WHAT TO PRODUCE
Count, in the entries, the lines with "code". Answer with the number only.

TASK INPUT
----------------------------------------
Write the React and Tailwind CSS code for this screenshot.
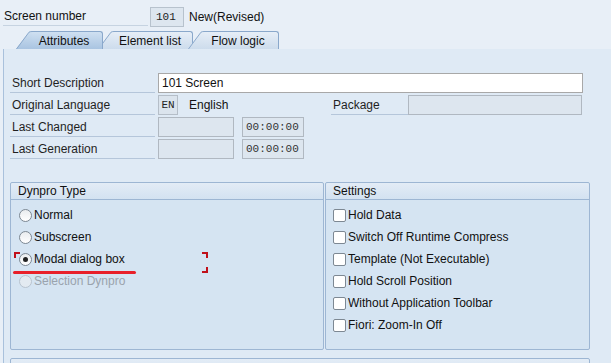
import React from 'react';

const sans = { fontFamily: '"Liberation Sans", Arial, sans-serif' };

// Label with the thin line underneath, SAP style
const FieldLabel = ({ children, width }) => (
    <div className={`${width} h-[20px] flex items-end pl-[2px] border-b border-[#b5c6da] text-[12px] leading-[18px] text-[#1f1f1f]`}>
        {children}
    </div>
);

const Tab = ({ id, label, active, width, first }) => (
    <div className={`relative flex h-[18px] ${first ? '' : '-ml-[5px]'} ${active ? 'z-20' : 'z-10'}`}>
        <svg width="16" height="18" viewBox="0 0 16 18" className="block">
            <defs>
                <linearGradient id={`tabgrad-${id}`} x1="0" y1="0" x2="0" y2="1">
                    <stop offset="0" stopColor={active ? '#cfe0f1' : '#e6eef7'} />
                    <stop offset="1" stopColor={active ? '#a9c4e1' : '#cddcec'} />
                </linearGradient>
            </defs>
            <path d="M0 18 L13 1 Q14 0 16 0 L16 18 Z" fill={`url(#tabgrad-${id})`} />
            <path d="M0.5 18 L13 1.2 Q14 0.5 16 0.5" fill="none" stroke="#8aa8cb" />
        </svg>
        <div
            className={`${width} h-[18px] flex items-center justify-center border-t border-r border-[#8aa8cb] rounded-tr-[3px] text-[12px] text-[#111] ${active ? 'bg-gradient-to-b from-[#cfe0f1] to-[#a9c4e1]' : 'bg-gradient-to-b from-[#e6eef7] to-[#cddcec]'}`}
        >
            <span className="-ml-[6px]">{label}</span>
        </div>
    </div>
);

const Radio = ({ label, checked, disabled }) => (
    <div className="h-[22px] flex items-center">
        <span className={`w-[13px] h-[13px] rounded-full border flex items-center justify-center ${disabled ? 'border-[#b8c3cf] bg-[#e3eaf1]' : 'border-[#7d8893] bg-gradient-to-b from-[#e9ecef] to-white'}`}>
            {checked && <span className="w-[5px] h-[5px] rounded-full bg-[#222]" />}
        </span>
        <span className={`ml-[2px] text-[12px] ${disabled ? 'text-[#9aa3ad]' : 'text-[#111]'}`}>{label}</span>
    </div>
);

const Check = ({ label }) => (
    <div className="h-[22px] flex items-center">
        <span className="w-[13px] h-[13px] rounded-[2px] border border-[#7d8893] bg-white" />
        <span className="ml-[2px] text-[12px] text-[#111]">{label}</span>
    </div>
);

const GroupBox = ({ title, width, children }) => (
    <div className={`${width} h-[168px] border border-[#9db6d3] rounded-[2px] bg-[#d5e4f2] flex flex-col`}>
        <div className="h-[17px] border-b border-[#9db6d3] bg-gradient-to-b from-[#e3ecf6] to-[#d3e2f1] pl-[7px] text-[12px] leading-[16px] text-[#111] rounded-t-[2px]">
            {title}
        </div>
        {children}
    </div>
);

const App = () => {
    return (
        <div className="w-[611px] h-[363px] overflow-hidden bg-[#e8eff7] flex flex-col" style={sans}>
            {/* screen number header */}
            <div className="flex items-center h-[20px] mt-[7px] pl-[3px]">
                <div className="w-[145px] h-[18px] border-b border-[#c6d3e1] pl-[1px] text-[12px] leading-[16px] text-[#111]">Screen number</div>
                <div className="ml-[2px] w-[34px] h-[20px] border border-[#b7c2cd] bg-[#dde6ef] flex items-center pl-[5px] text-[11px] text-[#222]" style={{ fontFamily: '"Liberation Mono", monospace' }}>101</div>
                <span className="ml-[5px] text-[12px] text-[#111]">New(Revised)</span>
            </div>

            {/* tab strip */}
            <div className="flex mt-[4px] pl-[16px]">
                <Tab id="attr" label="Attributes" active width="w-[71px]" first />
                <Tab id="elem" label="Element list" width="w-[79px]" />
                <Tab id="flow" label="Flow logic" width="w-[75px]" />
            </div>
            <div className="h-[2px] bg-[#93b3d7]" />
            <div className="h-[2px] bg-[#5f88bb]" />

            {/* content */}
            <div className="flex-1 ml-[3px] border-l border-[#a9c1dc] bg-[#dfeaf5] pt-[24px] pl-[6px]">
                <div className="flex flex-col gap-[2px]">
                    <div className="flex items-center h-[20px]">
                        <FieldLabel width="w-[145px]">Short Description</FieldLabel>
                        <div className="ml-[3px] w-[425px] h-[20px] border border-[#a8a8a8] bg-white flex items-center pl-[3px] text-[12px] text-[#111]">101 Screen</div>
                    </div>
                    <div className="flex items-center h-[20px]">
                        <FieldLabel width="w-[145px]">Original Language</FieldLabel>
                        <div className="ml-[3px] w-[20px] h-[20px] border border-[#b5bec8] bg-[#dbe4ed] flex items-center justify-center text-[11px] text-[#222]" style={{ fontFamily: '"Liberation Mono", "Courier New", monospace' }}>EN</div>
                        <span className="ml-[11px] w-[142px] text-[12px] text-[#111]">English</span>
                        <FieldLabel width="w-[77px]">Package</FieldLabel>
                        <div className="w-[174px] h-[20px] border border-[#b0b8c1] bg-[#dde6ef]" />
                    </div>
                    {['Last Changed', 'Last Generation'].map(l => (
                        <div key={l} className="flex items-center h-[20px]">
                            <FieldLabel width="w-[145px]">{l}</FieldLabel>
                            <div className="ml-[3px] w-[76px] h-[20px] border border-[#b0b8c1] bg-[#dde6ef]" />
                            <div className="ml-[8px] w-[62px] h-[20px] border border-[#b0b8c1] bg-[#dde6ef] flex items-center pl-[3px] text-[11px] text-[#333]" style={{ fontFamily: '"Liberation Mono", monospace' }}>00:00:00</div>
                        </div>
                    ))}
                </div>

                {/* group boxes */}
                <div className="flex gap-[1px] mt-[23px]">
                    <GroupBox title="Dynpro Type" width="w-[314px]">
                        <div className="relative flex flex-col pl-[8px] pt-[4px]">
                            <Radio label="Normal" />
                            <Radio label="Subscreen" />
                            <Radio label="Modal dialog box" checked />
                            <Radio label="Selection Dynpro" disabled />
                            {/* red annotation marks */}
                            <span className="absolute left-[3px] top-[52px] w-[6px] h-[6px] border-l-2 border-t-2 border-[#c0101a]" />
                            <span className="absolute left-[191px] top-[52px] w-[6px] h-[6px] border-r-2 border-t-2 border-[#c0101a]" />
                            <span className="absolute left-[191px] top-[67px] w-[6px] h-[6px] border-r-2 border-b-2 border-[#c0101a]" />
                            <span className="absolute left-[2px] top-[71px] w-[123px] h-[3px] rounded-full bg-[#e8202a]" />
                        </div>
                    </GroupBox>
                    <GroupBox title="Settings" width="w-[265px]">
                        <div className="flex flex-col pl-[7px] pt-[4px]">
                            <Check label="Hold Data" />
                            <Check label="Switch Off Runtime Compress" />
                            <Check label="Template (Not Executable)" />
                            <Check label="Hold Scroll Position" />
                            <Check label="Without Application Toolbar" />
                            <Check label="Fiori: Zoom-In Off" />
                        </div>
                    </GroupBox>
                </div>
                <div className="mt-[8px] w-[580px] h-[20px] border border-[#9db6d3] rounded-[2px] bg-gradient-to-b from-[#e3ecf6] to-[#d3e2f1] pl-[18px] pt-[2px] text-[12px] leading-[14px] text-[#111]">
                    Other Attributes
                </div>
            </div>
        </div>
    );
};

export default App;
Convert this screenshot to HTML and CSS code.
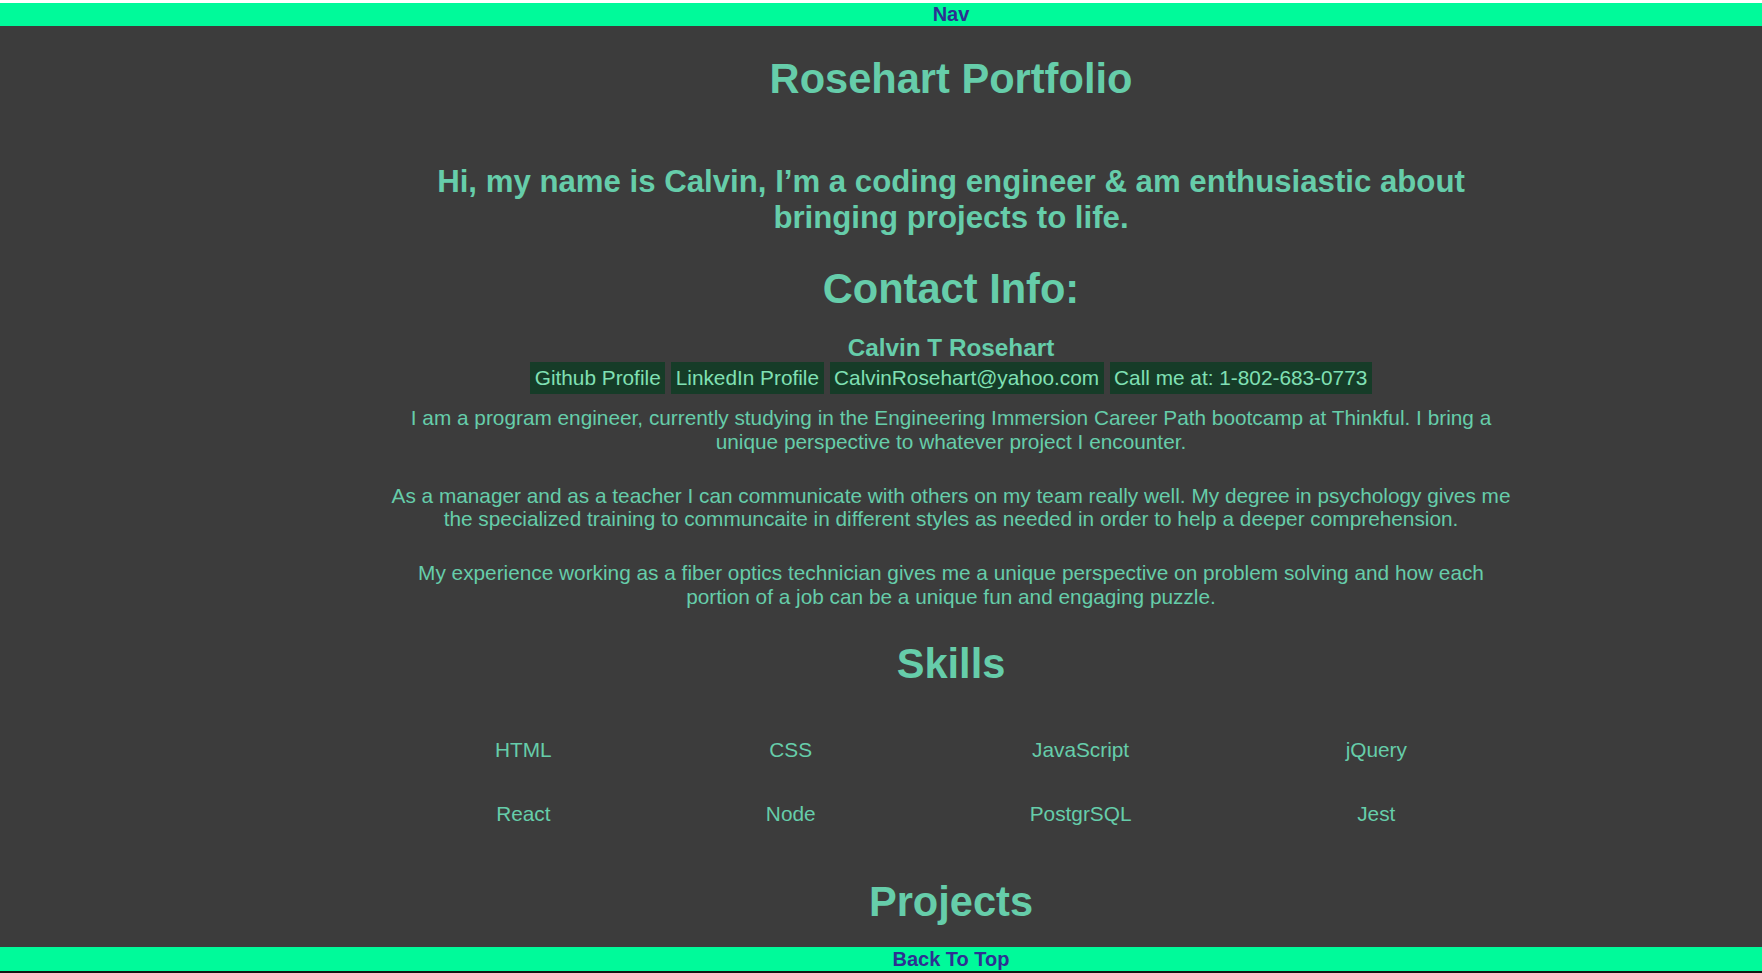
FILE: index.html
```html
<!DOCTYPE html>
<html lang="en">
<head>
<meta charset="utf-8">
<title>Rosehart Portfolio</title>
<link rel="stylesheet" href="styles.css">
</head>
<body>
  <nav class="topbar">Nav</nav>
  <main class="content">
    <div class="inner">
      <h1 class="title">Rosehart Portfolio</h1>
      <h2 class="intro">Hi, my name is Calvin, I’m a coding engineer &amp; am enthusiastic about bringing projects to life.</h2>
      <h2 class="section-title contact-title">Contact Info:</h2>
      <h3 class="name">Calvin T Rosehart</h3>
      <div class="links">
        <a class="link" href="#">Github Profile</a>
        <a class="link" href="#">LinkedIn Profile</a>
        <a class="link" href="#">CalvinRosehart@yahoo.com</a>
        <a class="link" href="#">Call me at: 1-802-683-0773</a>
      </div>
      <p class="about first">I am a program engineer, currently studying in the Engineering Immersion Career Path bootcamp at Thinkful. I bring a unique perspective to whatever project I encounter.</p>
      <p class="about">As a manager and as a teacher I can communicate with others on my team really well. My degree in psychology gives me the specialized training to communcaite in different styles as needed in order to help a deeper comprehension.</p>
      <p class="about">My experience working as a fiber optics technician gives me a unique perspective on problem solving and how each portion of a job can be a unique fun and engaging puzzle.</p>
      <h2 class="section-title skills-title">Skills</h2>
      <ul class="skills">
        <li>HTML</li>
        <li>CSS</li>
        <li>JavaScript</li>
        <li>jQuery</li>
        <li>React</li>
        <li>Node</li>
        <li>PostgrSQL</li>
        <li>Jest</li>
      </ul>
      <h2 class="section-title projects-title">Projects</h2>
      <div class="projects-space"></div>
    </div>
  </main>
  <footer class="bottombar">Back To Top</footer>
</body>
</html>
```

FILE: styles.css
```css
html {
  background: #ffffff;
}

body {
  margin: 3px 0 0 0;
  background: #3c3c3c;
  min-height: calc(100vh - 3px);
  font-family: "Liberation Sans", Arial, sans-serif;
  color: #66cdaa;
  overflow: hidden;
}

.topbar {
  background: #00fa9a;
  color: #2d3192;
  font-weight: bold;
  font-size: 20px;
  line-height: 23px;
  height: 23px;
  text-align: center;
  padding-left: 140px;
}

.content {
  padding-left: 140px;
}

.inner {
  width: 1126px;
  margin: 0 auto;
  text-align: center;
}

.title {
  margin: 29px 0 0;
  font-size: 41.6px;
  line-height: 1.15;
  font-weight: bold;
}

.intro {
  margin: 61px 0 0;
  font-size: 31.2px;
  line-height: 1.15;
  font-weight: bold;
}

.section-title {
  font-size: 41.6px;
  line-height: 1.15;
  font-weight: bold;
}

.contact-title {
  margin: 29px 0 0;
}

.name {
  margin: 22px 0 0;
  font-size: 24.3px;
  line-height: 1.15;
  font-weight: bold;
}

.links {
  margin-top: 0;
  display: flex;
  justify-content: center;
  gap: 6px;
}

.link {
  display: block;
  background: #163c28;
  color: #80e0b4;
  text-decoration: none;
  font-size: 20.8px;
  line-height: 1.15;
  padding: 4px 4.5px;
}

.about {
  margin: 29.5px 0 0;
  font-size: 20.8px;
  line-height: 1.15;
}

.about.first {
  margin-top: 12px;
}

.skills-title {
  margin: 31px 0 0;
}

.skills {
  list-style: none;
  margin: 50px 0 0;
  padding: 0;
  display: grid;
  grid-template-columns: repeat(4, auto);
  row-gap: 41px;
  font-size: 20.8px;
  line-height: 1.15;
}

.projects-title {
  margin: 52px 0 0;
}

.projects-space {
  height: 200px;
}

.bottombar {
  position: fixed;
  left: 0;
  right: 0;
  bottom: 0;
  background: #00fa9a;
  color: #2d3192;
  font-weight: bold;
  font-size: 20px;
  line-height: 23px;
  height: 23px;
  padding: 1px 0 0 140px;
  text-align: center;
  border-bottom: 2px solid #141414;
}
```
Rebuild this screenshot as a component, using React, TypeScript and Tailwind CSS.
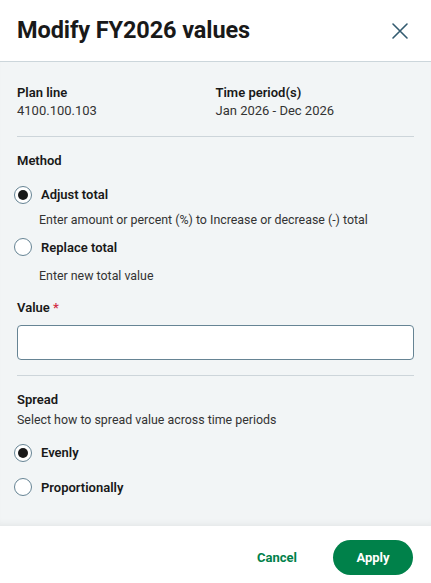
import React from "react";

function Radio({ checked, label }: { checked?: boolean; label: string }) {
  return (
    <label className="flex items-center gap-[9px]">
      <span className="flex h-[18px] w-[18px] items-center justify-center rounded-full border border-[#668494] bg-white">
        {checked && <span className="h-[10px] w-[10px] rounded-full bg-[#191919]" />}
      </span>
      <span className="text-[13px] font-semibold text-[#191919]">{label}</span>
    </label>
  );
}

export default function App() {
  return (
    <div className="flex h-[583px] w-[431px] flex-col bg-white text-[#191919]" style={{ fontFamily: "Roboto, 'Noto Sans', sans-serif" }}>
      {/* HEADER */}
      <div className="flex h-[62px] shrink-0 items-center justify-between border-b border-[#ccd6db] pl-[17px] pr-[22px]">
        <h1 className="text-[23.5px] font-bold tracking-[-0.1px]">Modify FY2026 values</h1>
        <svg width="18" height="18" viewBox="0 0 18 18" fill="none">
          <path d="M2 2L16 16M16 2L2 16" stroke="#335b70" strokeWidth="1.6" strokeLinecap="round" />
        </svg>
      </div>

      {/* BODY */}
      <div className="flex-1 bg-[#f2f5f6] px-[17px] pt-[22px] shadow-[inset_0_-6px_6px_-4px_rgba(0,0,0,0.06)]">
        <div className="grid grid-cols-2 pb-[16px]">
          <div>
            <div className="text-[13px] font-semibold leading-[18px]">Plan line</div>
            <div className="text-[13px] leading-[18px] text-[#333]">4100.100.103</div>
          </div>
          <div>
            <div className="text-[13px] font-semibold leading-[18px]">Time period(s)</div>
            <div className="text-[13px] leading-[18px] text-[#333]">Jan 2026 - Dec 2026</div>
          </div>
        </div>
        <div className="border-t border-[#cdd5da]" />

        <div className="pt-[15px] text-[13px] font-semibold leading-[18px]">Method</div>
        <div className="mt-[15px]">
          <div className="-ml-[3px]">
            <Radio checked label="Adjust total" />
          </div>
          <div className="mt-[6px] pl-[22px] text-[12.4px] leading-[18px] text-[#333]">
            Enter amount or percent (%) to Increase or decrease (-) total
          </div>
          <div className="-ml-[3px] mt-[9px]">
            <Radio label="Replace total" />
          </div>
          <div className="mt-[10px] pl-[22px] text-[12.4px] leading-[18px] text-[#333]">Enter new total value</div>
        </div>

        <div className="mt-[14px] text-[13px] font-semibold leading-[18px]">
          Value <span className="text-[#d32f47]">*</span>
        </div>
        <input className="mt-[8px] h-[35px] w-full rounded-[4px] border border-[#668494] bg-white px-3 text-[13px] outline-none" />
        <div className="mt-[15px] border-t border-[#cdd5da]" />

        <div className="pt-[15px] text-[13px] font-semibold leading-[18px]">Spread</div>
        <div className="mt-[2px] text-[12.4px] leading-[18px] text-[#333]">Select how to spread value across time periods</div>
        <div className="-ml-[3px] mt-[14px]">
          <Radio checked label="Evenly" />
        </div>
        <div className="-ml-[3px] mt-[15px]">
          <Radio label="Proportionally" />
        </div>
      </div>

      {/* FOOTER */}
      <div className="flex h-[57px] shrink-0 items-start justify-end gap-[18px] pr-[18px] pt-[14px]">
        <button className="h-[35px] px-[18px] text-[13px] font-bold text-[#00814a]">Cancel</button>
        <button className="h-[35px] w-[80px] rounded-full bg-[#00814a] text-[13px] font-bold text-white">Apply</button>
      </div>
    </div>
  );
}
----------------------------------------
TASK OUTPUT
2